Reframing Happiness: The Pursuit of Eudaimonia
To understand Aristotle, we must begin with his core concept of Eudaimonia. While frequently translated simply as happiness, this modern English equivalence is notoriously tricky. Today, happiness usually describes a fleeting emotion or the temporary spike in satisfaction you feel after a good meal or a career promotion. For Aristotle, Eudaimonia is better understood as flourishing or living well[1].
Eudaimonia is a state of being that reflects a life lived to its fullest potential. Think of a thriving garden. It is not just happy. It is functional, vibrant, and actively fulfilling its natural purpose. Aristotle argued that the engine of human flourishing is not sheer luck or divine favor, but rather the intentional cultivation of virtue[2].
The Craft of Character
One of Aristotle's most radical claims is that virtue is not innate. We are not naturally good or naturally courageous. Instead, we are born with the intrinsic capacity to become these things. He famously compared moral development to learning a craft or mastering a musical instrument. You do not become a master pianist simply by reading textbooks about music theory. You become a pianist by physically playing the piano.
Similarly, we become just by performing just acts, and we become brave by doing brave acts. This focus on constant habit elevates ethics from a series of high-stakes, stressful dilemmas into a lifelong project of self-sculpting. Our character is essentially the permanent sediment of our past actions[3]. Every choice we make drops like a grain of sand into a riverbed, gradually shaping the landscape of our identities over decades. If you consistently choose to face your fears, courage becomes ingrained in your personality, making the next brave choice significantly easier to execute.
The Precision of the Golden Mean
If virtue is a skill, how do we know what the correct action looks like in any given moment? This brings us to Aristotle's renowned concept known as the Golden Mean.

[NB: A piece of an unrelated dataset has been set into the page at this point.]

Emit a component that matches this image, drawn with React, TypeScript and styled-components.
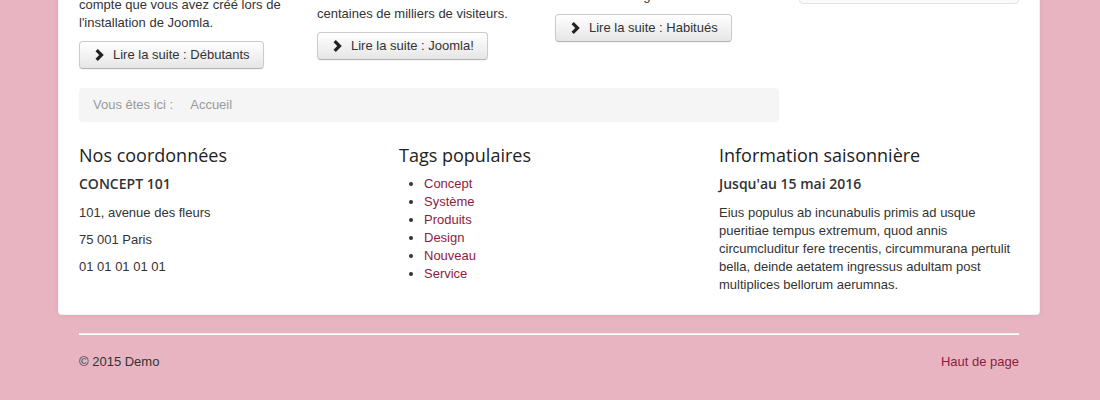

He observed that human excellence usually rests in a fragile, highly calibrated balance between two extremes. On one side is a vice of deficiency, and on the other is a vice of excess.
Consider the virtue of courage. If you lack all fear and rush blindly into every danger, you are not genuinely brave. You are reckless. However, if you are constantly paralyzed by fear and flee from every challenge, you exhibit cowardice. Courage is the mean situated precisely between recklessness and cowardice. It involves having the correct amount of fear for the right reasons and acting at the appropriate time[4].
Critics sometimes mistake the Golden Mean for a call to mediocrity, but it is actually a demanding standard of absolute excellence. Aristotle likened this pursuit to archery. There are a million ways to miss the bullseye but only one precise way to hit it. Finding this balance is incredibly difficult because the mean is relative to the individual and the circumstance.
The Intellectual Heart: Practical Wisdom
Because the mean changes from situation to situation, being a good person requires a specific kind of intelligence called Phronesis, or practical wisdom. Unlike theoretical wisdom, which deals with universal and unchanging truths like mathematics, practical wisdom navigates the messy, unpredictable world of human affairs[6].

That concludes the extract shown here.